Mental health conditions are on the rise with the World Health Organisation forecasting that by 2020 mental health will be the single biggest health cost. Despite this there is a forecasted cut in spend of £4.5m in 5 English districts alone. Cuts will equate to up to 3.6% of current spend.
In February 2016 NHS England stated that there was a need for an additional spend on mental health of £1bn, with Clinical Commissioning Groups also being required to increase their mental health spend in line with budget increases.
In response Prof Simon Brake, chief officer for NHS Walsall CCG who face the biggest cuts, said: “Walsall CCG benchmarks nationally as high-spending, falling within the upper quartile as an outlier.
He said it had “invested significantly more in previous years in mental health than CCG peers ahead of the national requirements to make investments and there was a “lower than average funding growth of only 1.4% compared to the national average of 2.14%”.
Other CCGs stated that the falling spend did not take into account work in other areas for mental health and tried to place assurance that the targets of quality of care by 2018/19 would be met.

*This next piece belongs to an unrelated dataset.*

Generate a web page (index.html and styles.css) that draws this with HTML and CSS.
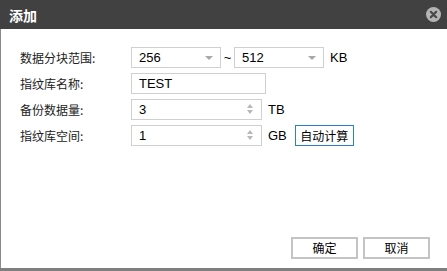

Whilst it is true quality of care may not always follow a direct correlation to size of spend, it is concerning that at a time that pledges of increased spend are being made, as political parties and governments pay lip service to greater emphasis the budgets still get slashed. Waiting lists and quality of care are already at breaking point (some would argue far beyond breaking point) due to lack of funds. Yet despite this 40% of mental health trusts have seen a reduction in budget with none of the extra £8bn NHS funding of recent years finding its way to this critical topic.
We aim to steer clear of political comment on this site, however it will be interesting to see what pledges and policies around mental health make it into the various party manifestos in the coming weeks. Though with promises being consistently broken on this topic for some time, how trustworthy will these manifestos really be?